**Brief:** Copy each line below in which the word "this" occurs.

**Exercise inputs:**
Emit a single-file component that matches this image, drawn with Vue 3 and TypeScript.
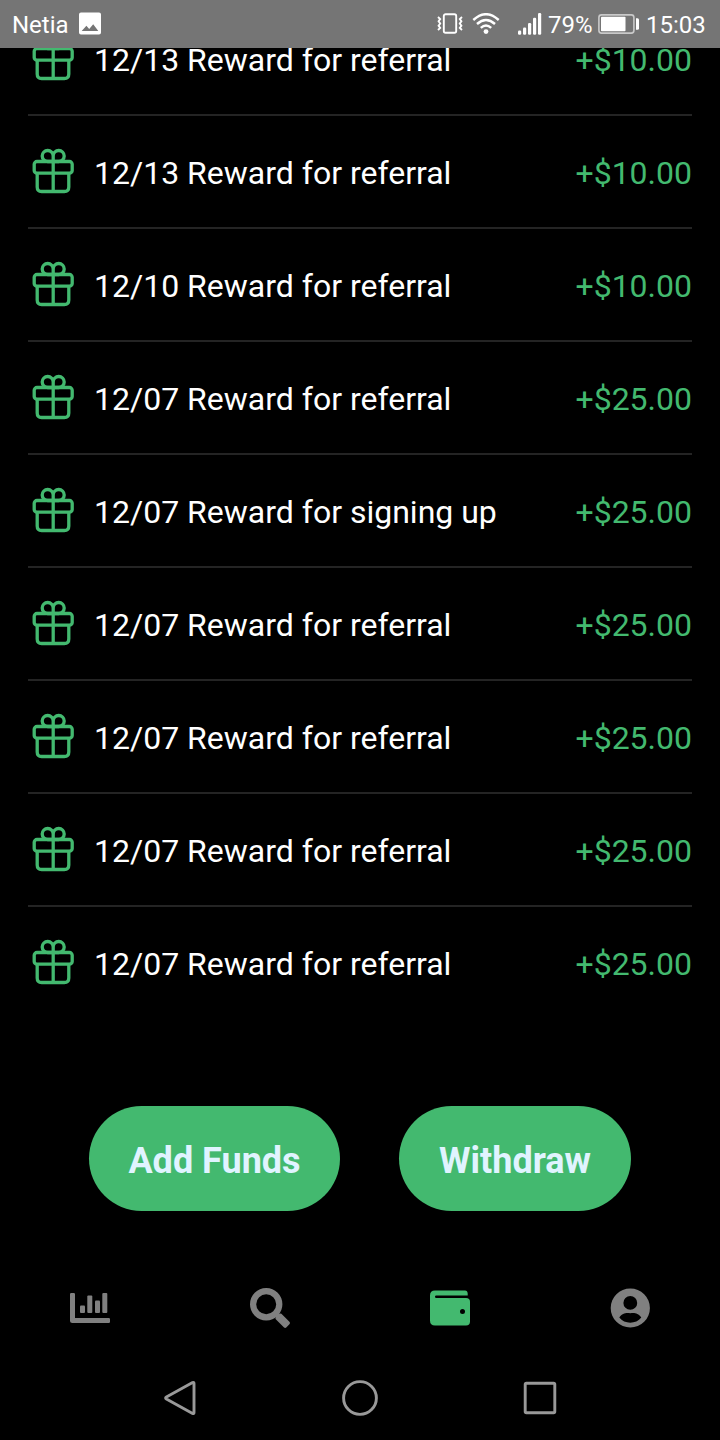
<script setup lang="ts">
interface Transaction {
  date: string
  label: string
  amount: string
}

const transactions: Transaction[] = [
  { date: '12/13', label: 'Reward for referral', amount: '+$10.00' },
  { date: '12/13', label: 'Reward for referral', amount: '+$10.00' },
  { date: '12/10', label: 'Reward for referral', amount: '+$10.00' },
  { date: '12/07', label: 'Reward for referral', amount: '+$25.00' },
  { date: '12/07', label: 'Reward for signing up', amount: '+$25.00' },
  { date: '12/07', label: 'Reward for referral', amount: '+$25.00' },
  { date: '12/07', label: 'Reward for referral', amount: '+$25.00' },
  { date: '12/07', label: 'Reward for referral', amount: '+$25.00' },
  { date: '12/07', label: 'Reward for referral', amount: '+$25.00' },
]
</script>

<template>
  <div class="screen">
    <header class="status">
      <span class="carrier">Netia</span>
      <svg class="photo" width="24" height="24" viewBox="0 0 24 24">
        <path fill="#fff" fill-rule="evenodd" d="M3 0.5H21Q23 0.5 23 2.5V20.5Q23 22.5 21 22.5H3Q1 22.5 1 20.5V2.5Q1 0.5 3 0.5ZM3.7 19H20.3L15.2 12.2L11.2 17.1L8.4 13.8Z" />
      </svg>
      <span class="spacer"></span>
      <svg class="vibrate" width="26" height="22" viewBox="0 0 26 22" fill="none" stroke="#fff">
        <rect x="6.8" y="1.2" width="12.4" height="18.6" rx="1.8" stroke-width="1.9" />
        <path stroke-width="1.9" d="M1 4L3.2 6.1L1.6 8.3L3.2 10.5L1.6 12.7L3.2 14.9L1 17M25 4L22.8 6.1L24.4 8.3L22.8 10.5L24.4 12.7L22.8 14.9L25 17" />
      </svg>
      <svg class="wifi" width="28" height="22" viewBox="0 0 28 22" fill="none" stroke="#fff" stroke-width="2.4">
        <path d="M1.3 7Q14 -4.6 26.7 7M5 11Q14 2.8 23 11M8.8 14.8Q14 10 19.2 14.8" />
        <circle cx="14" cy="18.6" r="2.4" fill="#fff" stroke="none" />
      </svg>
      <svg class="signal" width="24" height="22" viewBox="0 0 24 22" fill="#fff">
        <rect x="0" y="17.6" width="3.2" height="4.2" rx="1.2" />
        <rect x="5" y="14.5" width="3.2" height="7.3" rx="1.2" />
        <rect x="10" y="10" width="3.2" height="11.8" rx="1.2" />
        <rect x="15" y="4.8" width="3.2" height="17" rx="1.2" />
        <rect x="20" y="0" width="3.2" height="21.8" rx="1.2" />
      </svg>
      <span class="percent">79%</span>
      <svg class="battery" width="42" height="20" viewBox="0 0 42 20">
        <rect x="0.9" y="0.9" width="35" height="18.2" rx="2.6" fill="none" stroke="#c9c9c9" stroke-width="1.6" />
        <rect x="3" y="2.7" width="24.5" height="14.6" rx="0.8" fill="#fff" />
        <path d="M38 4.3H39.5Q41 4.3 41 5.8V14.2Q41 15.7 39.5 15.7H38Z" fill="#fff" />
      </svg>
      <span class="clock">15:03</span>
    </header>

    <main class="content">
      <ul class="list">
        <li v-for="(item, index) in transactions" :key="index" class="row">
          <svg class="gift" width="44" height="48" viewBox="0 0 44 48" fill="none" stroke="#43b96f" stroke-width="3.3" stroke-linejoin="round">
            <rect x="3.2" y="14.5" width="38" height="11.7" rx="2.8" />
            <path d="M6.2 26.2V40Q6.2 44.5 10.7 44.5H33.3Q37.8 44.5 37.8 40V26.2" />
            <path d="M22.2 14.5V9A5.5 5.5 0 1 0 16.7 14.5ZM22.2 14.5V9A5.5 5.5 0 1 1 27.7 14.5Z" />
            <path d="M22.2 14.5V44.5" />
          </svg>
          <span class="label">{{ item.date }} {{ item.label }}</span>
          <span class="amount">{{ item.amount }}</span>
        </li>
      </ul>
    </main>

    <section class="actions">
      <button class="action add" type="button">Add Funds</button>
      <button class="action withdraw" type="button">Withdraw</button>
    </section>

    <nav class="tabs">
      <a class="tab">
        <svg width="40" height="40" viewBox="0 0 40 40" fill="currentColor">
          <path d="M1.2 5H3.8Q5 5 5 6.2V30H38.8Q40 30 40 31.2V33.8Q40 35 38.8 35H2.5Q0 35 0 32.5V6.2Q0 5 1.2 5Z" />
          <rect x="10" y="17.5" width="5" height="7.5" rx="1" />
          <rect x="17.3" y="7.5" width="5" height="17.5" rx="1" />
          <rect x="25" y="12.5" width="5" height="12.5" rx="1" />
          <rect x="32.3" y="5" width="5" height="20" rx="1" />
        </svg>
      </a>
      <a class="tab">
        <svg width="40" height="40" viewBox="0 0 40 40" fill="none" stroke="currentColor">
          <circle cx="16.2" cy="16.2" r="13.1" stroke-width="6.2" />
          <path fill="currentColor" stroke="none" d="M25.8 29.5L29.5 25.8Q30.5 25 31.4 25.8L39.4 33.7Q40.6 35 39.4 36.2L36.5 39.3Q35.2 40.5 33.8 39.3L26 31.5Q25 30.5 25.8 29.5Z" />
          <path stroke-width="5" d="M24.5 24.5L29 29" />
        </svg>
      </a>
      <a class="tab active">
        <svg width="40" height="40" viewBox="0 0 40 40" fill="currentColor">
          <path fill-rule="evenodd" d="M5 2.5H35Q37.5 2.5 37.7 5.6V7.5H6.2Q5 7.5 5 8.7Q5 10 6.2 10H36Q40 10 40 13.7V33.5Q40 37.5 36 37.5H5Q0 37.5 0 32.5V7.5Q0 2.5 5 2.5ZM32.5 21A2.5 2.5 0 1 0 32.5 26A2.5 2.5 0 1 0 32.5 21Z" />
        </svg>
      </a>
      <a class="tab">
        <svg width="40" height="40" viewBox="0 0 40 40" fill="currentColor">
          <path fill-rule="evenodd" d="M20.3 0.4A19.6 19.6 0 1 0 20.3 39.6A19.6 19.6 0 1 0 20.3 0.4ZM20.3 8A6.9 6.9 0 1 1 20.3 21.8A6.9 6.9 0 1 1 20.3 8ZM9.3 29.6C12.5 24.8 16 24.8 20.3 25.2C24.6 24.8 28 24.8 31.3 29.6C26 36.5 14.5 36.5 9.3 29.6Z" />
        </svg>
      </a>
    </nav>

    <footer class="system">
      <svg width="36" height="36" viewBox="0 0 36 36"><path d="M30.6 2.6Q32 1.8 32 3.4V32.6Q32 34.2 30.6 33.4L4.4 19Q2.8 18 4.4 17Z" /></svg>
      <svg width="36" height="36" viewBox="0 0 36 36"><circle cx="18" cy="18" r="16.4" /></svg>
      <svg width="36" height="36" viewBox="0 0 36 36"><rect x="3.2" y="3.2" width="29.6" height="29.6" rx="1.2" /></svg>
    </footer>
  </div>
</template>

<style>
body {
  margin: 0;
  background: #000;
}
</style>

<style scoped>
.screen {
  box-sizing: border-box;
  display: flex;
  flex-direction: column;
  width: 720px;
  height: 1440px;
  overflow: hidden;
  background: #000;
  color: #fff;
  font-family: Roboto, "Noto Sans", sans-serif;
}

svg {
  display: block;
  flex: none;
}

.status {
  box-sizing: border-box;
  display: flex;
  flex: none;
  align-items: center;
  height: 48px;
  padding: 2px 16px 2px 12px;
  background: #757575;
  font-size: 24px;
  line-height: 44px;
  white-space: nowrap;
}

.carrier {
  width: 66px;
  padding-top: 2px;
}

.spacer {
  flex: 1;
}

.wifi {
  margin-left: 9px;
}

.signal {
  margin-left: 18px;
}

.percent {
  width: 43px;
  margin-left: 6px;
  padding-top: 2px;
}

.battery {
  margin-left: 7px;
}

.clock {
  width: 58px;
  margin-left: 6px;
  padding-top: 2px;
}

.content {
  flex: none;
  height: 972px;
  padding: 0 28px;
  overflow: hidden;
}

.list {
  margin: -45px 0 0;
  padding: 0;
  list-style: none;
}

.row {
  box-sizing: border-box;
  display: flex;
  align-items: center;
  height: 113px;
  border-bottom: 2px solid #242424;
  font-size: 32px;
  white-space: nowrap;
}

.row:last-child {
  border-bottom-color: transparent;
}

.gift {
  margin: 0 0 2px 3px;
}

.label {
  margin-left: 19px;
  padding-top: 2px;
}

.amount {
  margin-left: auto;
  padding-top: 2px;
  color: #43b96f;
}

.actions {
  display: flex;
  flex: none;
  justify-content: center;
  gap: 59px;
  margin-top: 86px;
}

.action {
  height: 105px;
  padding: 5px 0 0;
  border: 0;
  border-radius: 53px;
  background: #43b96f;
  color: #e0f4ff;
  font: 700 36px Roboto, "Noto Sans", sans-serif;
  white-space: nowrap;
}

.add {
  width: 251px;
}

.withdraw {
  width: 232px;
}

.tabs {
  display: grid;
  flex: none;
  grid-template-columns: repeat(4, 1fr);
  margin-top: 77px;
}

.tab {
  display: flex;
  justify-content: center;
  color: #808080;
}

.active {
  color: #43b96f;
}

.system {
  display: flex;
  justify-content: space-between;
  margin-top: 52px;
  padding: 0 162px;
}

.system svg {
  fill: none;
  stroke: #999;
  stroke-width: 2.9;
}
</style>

* * *

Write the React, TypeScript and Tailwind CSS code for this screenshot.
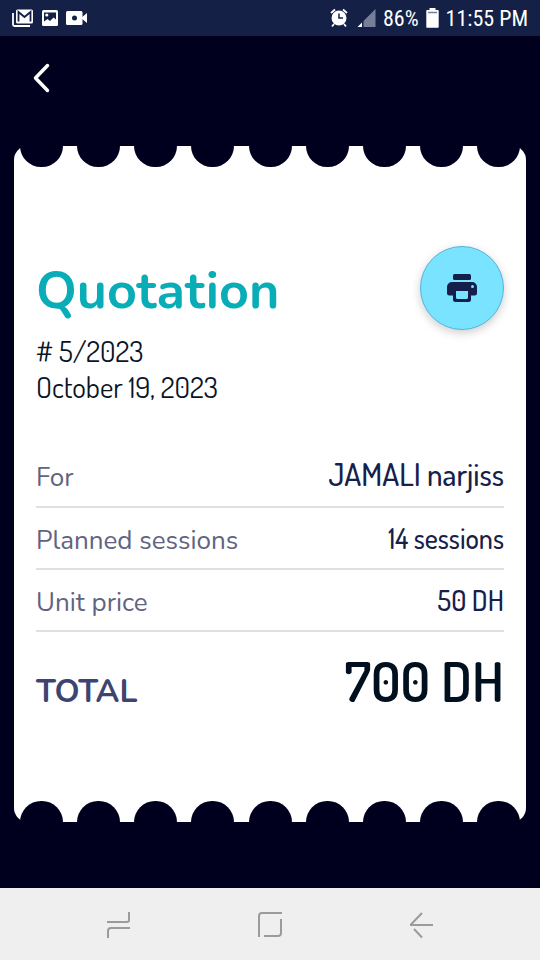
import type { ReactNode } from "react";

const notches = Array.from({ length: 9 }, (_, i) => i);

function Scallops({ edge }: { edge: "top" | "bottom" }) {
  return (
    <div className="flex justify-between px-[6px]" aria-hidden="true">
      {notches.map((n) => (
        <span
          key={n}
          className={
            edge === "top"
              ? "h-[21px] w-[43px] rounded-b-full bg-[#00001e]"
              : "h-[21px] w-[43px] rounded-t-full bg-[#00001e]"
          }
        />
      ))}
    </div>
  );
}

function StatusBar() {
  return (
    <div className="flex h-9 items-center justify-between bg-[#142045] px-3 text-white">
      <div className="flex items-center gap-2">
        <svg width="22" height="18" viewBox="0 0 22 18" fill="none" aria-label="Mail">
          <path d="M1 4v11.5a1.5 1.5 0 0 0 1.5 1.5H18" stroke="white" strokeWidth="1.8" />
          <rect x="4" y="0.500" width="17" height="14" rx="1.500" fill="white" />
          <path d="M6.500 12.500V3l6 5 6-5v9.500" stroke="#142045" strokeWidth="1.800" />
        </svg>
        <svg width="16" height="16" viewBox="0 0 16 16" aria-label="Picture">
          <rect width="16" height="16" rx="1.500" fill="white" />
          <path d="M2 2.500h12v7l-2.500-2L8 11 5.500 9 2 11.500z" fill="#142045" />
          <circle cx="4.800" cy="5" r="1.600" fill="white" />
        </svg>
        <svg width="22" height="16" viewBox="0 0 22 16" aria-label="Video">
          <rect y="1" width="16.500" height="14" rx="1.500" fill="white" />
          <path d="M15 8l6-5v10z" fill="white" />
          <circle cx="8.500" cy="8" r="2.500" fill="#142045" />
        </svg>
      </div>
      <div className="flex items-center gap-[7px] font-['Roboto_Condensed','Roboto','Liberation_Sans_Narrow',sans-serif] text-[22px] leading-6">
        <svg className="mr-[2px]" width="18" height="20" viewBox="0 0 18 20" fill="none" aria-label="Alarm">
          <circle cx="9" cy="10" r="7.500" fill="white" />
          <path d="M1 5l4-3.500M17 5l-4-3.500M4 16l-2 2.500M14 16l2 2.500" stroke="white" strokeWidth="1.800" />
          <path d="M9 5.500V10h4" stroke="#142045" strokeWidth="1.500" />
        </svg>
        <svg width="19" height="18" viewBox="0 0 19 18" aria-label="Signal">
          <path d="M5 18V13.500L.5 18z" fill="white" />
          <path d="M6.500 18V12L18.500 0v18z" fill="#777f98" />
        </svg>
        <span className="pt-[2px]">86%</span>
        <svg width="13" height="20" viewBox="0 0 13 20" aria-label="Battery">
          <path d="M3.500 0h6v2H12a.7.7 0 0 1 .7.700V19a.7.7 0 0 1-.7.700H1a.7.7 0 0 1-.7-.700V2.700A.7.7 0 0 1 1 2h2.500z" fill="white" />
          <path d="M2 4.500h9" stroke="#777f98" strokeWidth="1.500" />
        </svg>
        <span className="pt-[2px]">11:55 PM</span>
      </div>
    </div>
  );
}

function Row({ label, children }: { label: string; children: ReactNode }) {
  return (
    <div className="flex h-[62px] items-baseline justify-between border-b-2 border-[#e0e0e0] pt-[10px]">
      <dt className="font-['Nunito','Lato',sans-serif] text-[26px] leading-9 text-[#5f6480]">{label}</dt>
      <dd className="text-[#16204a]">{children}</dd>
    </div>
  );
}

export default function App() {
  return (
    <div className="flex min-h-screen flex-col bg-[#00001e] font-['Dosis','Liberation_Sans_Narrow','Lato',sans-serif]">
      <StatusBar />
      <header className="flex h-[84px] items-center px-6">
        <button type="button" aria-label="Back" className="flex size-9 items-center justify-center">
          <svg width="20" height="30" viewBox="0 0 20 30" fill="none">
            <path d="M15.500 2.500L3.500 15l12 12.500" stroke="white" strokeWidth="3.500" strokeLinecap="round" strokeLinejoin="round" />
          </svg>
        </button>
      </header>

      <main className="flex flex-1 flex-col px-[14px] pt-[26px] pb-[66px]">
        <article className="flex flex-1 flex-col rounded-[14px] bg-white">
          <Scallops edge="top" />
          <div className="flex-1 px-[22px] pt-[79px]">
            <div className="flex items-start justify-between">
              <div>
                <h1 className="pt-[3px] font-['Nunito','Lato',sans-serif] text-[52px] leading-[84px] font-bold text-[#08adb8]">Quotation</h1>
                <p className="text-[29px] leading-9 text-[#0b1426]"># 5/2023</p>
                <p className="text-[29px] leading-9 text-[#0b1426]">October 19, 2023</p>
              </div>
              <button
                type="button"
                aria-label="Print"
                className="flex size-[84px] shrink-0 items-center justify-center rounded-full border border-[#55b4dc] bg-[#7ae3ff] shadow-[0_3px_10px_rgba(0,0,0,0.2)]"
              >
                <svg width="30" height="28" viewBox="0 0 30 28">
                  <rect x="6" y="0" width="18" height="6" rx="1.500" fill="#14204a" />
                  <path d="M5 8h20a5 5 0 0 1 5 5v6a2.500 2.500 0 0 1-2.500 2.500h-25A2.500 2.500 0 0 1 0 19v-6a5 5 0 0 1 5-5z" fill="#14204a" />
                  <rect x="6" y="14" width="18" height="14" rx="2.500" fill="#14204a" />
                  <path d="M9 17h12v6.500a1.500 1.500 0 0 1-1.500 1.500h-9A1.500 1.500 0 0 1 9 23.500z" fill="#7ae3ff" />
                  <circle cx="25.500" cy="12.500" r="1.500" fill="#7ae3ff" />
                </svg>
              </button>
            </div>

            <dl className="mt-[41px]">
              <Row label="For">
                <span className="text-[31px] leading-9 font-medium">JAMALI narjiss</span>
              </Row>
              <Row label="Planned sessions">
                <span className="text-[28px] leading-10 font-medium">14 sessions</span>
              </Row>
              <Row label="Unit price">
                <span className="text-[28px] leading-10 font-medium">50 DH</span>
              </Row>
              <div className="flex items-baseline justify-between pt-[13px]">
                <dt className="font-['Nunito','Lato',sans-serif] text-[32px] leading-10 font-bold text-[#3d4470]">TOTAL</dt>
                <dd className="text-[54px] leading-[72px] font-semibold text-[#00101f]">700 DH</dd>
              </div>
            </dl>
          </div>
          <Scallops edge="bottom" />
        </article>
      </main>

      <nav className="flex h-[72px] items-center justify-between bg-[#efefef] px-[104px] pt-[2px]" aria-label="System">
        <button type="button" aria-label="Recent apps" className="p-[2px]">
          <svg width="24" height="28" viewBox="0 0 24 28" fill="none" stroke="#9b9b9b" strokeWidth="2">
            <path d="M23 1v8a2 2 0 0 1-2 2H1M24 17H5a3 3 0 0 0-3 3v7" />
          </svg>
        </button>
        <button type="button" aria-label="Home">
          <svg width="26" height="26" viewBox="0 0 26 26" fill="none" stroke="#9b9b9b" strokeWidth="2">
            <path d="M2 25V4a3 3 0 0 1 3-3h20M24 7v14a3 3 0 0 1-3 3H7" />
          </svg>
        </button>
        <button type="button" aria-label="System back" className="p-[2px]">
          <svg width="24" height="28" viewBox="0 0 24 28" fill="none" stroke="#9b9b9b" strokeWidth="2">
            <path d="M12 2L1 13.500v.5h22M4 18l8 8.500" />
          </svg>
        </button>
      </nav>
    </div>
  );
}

**Problem solution:**
Emit a single-file component that matches this image, drawn with Vue 3 and TypeScript.
Write the React, TypeScript and Tailwind CSS code for this screenshot.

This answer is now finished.